Healthy Living Blog – Tips to Make Your New Year’s Resolutions Stick
Today is New Year’s Eve and many people are drafting their 2021 New Year’s resolutions. Many people have health-related goals such as eating healthier, exercising more, or practicing better self-care. It’s exciting to begin new habits but these resolutions often fail. How can you make sure your resolutions last after January?
Setting your resolutions
A reason why resolutions may not work is that they are too vague or too broad. They have to be SMART, which is an acronym that stands for specific, measurable, achievable, relevant, and time-bound. SMART has been used in the field of management but it’s also very useful for setting resolutions.
- Specific: Your resolutions have to be very clear. If you are looking to run more, a specific goal would be running two miles within a month.
- Measurable: Measuring a goal helps you see your progress. If you want to run two miles within a month, you can use a fitness app to log the distances you run per week.
- Achievable: Running two miles within a month doesn’t sound like a big goal but it might not be achievable if you try to run two miles in only one day. Start off small: run half a mile by the end of Week 1 and increase by half a mile every week after that.
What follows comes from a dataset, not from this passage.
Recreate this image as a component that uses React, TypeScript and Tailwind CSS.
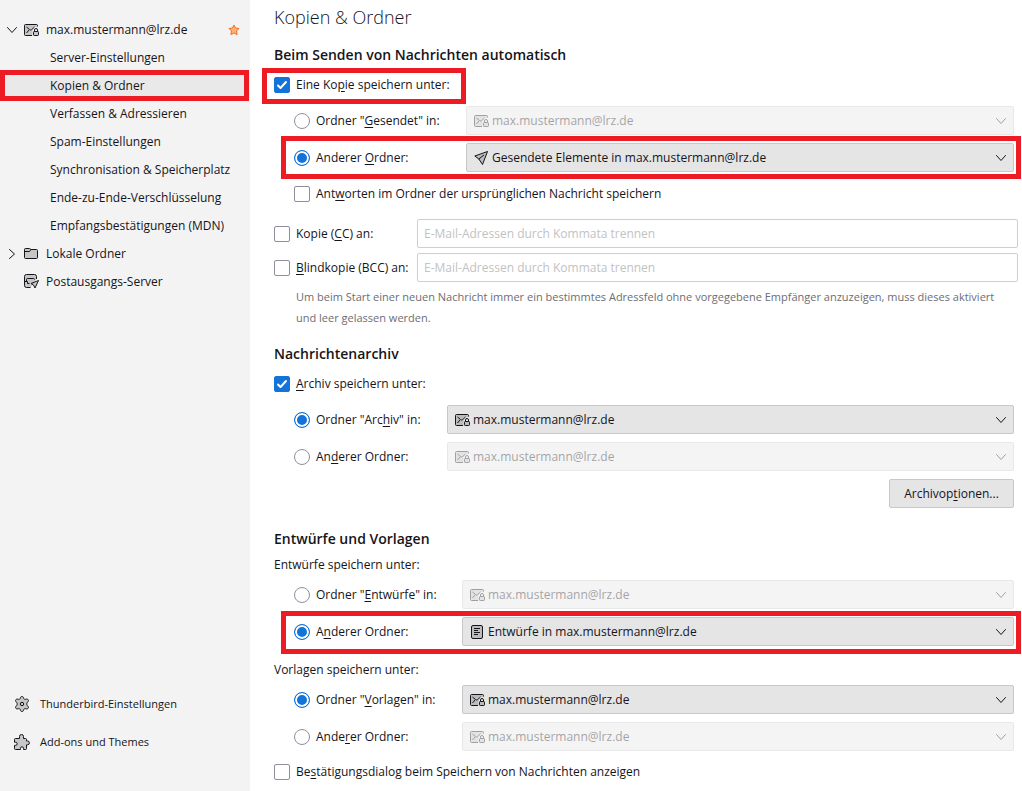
import * as React from "react"
import clsx from "clsx"

type IconProps = { className?: string }

function MailLockIcon({ className }: IconProps) {
  return (
    <svg viewBox="0 0 16 16" fill="none" stroke="currentColor" className={clsx("size-4", className)} aria-hidden="true">
      <path d="M1.500 2.500h11a1 1 0 0 1 1 1V5h-3L8.500 7v6.500h-7a1 1 0 0 1-1-1v-9a1 1 0 0 1 1-1z" fill="currentColor" fillOpacity=".2" stroke="none" />
      <path d="M8 13.500H1.500a1 1 0 0 1-1-1v-9a1 1 0 0 1 1-1h11a1 1 0 0 1 1 1v1" />
      <path d="M2.500 5l3 2.500c.8.600 1.500.600 2.300 0L10.500 5M2.500 11 5 8" />
      <rect x="9.500" y="9.500" width="5" height="4" rx=".8" fill="currentColor" fillOpacity=".2" />
      <path d="M10.500 9.500V8a1.500 1.500 0 0 1 3 0v1.500" />
    </svg>
  )
}

function FolderIcon({ className }: IconProps) {
  return (
    <svg viewBox="0 0 16 16" fill="none" stroke="currentColor" className={clsx("size-4", className)} aria-hidden="true">
      <path
        d="M.5 3.500a1 1 0 0 1 1-1h4l1.500 1h5.500a1 1 0 0 1 1 1v7a1 1 0 0 1-1 1h-11a1 1 0 0 1-1-1z"
        fill="currentColor"
        fillOpacity=".2"
      />
      <path d="M.5 5.500h5l1.500-2" />
    </svg>
  )
}

function OutgoingIcon({ className }: IconProps) {
  return (
    <svg viewBox="0 0 16 16" fill="none" stroke="currentColor" strokeLinejoin="round" className={clsx("size-4", className)} aria-hidden="true">
      <path d="M6.500 13.500h-4a2 2 0 0 1-2-2v-9a2 2 0 0 1 2-2h8a2 2 0 0 1 2 2V5" fill="currentColor" fillOpacity=".2" />
      <path d="M2.500 7V5.500a1 1 0 0 1 1-1h6a1 1 0 0 1 1 1M.5 7.500h3v2h2" />
      <path d="M14.500 6.500l-7.500 3 2.500 1.500 1.500 3z" fill="currentColor" fillOpacity=".2" />
    </svg>
  )
}

function PlaneIcon({ className }: IconProps) {
  return (
    <svg viewBox="0 0 16 16" fill="none" stroke="currentColor" strokeLinejoin="round" className={clsx("size-4", className)} aria-hidden="true">
      <path d="M13.500 1.500.8 6l4 3 3.700 5.500z" fill="currentColor" fillOpacity=".2" />
      <path d="M4.800 9 10 5" />
    </svg>
  )
}

function DraftIcon({ className }: IconProps) {
  return (
    <svg viewBox="0 0 16 16" fill="none" stroke="currentColor" className={clsx("size-4", className)} aria-hidden="true">
      <rect x="1.500" y="1.500" width="11" height="13" rx="1.500" fill="currentColor" fillOpacity=".2" />
      <path d="M4 4.500h6M4 6.500h4M4 8.500h6M4 10.500h4" />
    </svg>
  )
}

function GearIcon({ className }: IconProps) {
  return (
    <svg viewBox="0 0 16 16" fill="none" stroke="currentColor" strokeLinejoin="round" className={clsx("size-4", className)} aria-hidden="true">
      <path
        d="M6.200 2.500C6.600 1 7 .5 8 .5s1.400.500 1.800 2c.3.700.9 1 1.700.8 1.500-.4 2.200-.300 2.700.6s.2 1.500-.9 2.600c-.7.700-.7 2.300 0 3 1.100 1.100 1.400 1.700.9 2.600s-1.200 1-2.700.6c-.8-.2-1.400.1-1.700.8-.4 1.500-.8 2-1.800 2s-1.400-.5-1.800-2c-.3-.7-.9-1-1.700-.8-1.500.4-2.200.3-2.700-.6s-.2-1.500.9-2.600c.7-.7.7-2.300 0-3C1.600 5.400 1.300 4.800 1.800 3.900s1.200-1 2.700-.6c.8.200 1.400-.1 1.700-.8z"
        fill="currentColor"
        fillOpacity=".2"
      />
      <circle cx="8" cy="8" r="1.700" />
    </svg>
  )
}

function PuzzleIcon({ className }: IconProps) {
  return (
    <svg viewBox="0 0 16 16" fill="none" stroke="currentColor" strokeLinejoin="round" className={clsx("size-4", className)} aria-hidden="true">
      <path
        d="M5.500 4.500V2.500a2 2 0 1 1 4 0v2h2a1 1 0 0 1 1 1v1.500h1a1.900 1.900 0 1 1 0 3.800h-1v3.700a1 1 0 0 1-1 1H9.500v-1.200a1.500 1.500 0 0 0-3 0v1.200h-5a1 1 0 0 1-1-1v-3.200h1.200a1.500 1.500 0 1 0 0-3H.5V5.500a1 1 0 0 1 1-1z"
        fill="currentColor"
        fillOpacity=".2"
      />
    </svg>
  )
}

function StarIcon({ className }: IconProps) {
  return (
    <svg viewBox="0 0 12 12" strokeLinejoin="round" className={clsx("size-3", className)} aria-hidden="true">
      <path
        d="M6 1l1.500 3 3.500.500-2.500 2.500.600 3.600L6 9 2.900 10.600l.600-3.600L1 4.500 4.500 4z"
        fill="#ffb27a"
        stroke="#f07020"
      />
    </svg>
  )
}

function Chevron({ className }: IconProps) {
  return (
    <svg viewBox="0 0 12 12" fill="none" stroke="currentColor" strokeLinecap="round" className={clsx("size-3", className)} aria-hidden="true">
      <path d="M1.500 3.500 6 8.500l4.500-5" />
    </svg>
  )
}

function Highlight({ className }: { className: string }) {
  return <span className={clsx("pointer-events-none absolute border-5 border-[#ed1c24]", className)} />
}

// The letter after the underscore is the access key
function KeyLabel({ text }: { text: string }) {
  const [before, after] = text.split("_")
  return (
    <span>
      {before}
      <span className="underline underline-offset-2">{after.charAt(0)}</span>
      {after.slice(1)}
    </span>
  )
}

type CheckProps = { label: string; checked?: boolean; className?: string }

function Check({ label, checked, className }: CheckProps) {
  return (
    <label className={clsx("flex items-center gap-1.5 whitespace-nowrap", className)}>
      <span className="grid">
        <input
          type="checkbox"
          defaultChecked={checked}
          className="peer col-start-1 row-start-1 size-4 appearance-none rounded-xs border border-[#8f8f9d] bg-white checked:border-[#1373d9] checked:bg-[#1373d9]"
        />
        <svg
          viewBox="0 0 16 16"
          fill="none"
          stroke="white"
          strokeWidth="2"
          strokeLinecap="round"
          strokeLinejoin="round"
          className="pointer-events-none invisible col-start-1 row-start-1 size-4 peer-checked:visible"
          aria-hidden="true"
        >
          <path d="M4 8.500l2.500 2.500L12 5" />
        </svg>
      </span>
      <KeyLabel text={label} />
    </label>
  )
}

type FolderRowProps = {
  group: string
  label: string
  value: string
  selected?: boolean
  columns: string
  icon?: React.ReactNode
  highlight?: string
}

function FolderRow({ group, label, value, selected, columns, icon, highlight }: FolderRowProps) {
  return (
    <div className={clsx("relative mr-2 ml-5 grid items-center", columns)}>
      <label className="flex items-center gap-1.5 whitespace-nowrap">
        <input
          type="radio"
          name={group}
          defaultChecked={selected}
          className="size-4 appearance-none rounded-full border border-[#8f8f9d] bg-white checked:border-[#1373d9] checked:bg-[#1373d9] checked:shadow-[inset_0_0_0_2px_#fff]"
        />
        <KeyLabel text={label} />
      </label>
      <div className={clsx("relative", !selected && "opacity-40")}>
        <select
          aria-label={label.replace("_", "")}
          disabled={!selected}
          className="block h-[29px] w-full appearance-none rounded-xs border border-[#c8c8ca] bg-[#e5e5e5] pt-px pr-8 pl-[25px] opacity-100"
        >
          <option>{value}</option>
        </select>
        <span className="pointer-events-none absolute inset-y-0 left-2 flex items-center">
          {icon ?? <MailLockIcon />}
        </span>
        <Chevron className="pointer-events-none absolute inset-y-0 right-[7px] my-auto" />
      </div>
      {highlight && <Highlight className={highlight} />}
    </div>
  )
}

function AddressRow({ label, name }: { label: string; name: string }) {
  return (
    <div className="mr-1 grid grid-cols-[143px_1fr] items-center">
      <Check label={label} />
      <input
        type="text"
        aria-label={name}
        placeholder="E-Mail-Adressen durch Kommata trennen"
        className="h-[29px] w-full rounded-xs border border-[#cfcfd1] bg-white px-1.5 placeholder:text-[#c2c2c4]"
      />
    </div>
  )
}

const accountPages = [
  "Server-Einstellungen",
  "Kopien & Ordner",
  "Verfassen & Adressieren",
  "Spam-Einstellungen",
  "Synchronisation & Speicherplatz",
  "Ende-zu-Ende-Verschlüsselung",
  "Empfangsbestätigungen (MDN)",
]

function Sidebar() {
  return (
    <nav className="flex w-[250px] shrink-0 flex-col bg-[#f3f3f3] pt-4 pb-[30px]">
      <div className="flex h-7 items-center pr-[10px] pl-1.5">
        <Chevron />
        <MailLockIcon className="ml-1.5" />
        <a href="#konto" className="ml-1.5 flex-1">max.mustermann@lrz.de</a>
        <StarIcon />
      </div>
      <ul>
        {accountPages.map((page) => (
          <li
            key={page}
            className={clsx("relative flex h-7 items-center pl-[50px] whitespace-nowrap", page === "Kopien & Ordner" && "bg-[#e9e9e9]")}
          >
            <a href="#seite">{page}</a>
            {page === "Kopien & Ordner" && <Highlight className="-top-0.5 right-px -bottom-px left-0" />}
          </li>
        ))}
      </ul>
      <div className="flex h-7 items-center pl-1.5">
        <Chevron className="-rotate-90" />
        <FolderIcon className="ml-1.5" />
        <a href="#lokal" className="ml-1.5">Lokale Ordner</a>
      </div>
      <div className="flex h-7 items-center pl-6">
        <OutgoingIcon />
        <a href="#smtp" className="ml-1.5">Postausgangs-Server</a>
      </div>
      <div className="mt-auto pl-3.5 text-[11px]">
        <a href="#einstellungen" className="flex h-[38px] items-center gap-2.5">
          <GearIcon />
          Thunderbird-Einstellungen
        </a>
        <a href="#addons" className="flex h-[38px] items-center gap-2.5">
          <PuzzleIcon />
          Add-ons und Themes
        </a>
      </div>
    </nav>
  )
}

const mail = "max.mustermann@lrz.de"

export default function App() {
  return (
    <div className="flex min-h-screen bg-white font-['Open_Sans','Noto_Sans',sans-serif] text-xs leading-5 text-[#15141a]">
      <Sidebar />
      <main className="min-w-0 flex-1 pl-6">
        <h1 className="pt-[3px] text-lg leading-7 font-light">Kopien &amp; Ordner</h1>

        <section className="pt-3.5">
          <h2 className="text-sm leading-5 font-semibold">Beim Senden von Nachrichten automatisch</h2>
          <div className="relative mt-2.5 w-fit">
            <Check label="Eine Ko_pie speichern unter:" checked />
            <Highlight className="-top-[7px] -right-4 -bottom-[9px] -left-3" />
          </div>
          <div className="mt-[11px] flex flex-col gap-2">
            <FolderRow group="fcc" label={'Ordner "_Gesendet" in:'} value={mail} columns="grid-cols-[172px_1fr]" />
            <FolderRow
              group="fcc"
              label="Anderer _Ordner:"
              value="Gesendete Elemente in max.mustermann@lrz.de"
              selected
              columns="grid-cols-[172px_1fr]"
              icon={<PlaneIcon />}
              highlight="-top-[7px] -right-[7px] -bottom-[7px] -left-[13px]"
            />
          </div>
          <Check label="Ant_worten im Ordner der ursprünglichen Nachricht speichern" className="mt-3 ml-5" />
          <div className="mt-[15px] flex flex-col gap-[5px]">
            <AddressRow label="Kopie (_CC) an:" name="CC-Adressen" />
            <AddressRow label="_Blindkopie (BCC) an:" name="BCC-Adressen" />
          </div>
          <p className="mt-1 mr-3 ml-[22px] text-[11px] leading-[21px] text-[#6d6d73]">
            Um beim Start einer neuen Nachricht immer ein bestimmtes Adressfeld ohne vorgegebene Empfänger anzuzeigen,
            muss dieses aktiviert und leer gelassen werden.
          </p>
        </section>

        <section className="pt-4">
          <h2 className="text-sm leading-5 font-semibold">Nachrichtenarchiv</h2>
          <Check label="_Archiv speichern unter:" checked className="mt-2.5" />
          <div className="mt-[11px] flex flex-col gap-2">
            <FolderRow group="archive" label={'Ordner "Arc_hiv" in:'} value={mail} selected columns="grid-cols-[153px_1fr]" />
            <FolderRow group="archive" label="An_derer Ordner:" value={mail} columns="grid-cols-[153px_1fr]" />
          </div>
          <div className="mt-2 mr-2 flex justify-end">
            <button className="h-[29px] min-w-[125px] rounded-xs border border-[#c8c8ca] bg-[#e5e5e5] px-3">
              <KeyLabel text="Archivop_tionen..." />
            </button>
          </div>
        </section>

        <section className="pt-[21px]">
          <h2 className="text-sm leading-5 font-semibold">Entwürfe und Vorlagen</h2>
          <p className="mt-1.5">Entwürfe speichern unter:</p>
          <div className="mt-[5px] flex flex-col gap-2">
            <FolderRow group="drafts" label={'Ordner "_Entwürfe" in:'} value={mail} columns="grid-cols-[168px_1fr]" />
            <FolderRow
              group="drafts"
              label="A_nderer Ordner:"
              value="Entwürfe in max.mustermann@lrz.de"
              selected
              columns="grid-cols-[168px_1fr]"
              icon={<DraftIcon />}
              highlight="-top-[6px] -right-[7px] -bottom-2 -left-[13px]"
            />
          </div>
          <p className="mt-3.5">Vorlagen speichern unter:</p>
          <div className="mt-[5px] flex flex-col gap-2">
            <FolderRow group="templates" label={'Ordner "_Vorlagen" in:'} value={mail} selected columns="grid-cols-[168px_1fr]" />
            <FolderRow group="templates" label="Ande_rer Ordner:" value={mail} columns="grid-cols-[168px_1fr]" />
          </div>
          <Check label="Be_stätigungsdialog beim Speichern von Nachrichten anzeigen" className="mt-[11px]" />
        </section>
      </main>
    </div>
  )
}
- Relevant: You have to think about how much this goal matters to you. If you are running more because you don’t like your body, your resolution won’t last long. If you start running because you are serious about turning a new leaf for your health, your resolution can last longer.
- Time-bound: The timeline of your goal has to be realistic. If you find that running two miles within a month is not doable, give yourself more time. Don’t think you’re falling behind on your goal — your resolutions will take time because they should become long-term habits.
More tips to stay on track
- Find a community. You don’t have to do your New Year’s resolutions alone. Join a group with others who are also working towards the same goal. This could be an informal running club or a workout class at the gym.
- Learn from the past. If it’s hard for you to make a change or if you failed at a small goal, think about what worked and what didn’t. It’s okay for you to make even smaller goals that are more manageable.
- Seek help: Working on a resolution can be stressful. Talk to others who are doing well with their resolutions or with people that will support you no matter what. You can also seek advice from a healthcare provider about how to set achievable goals and how you can deal with emotional stress.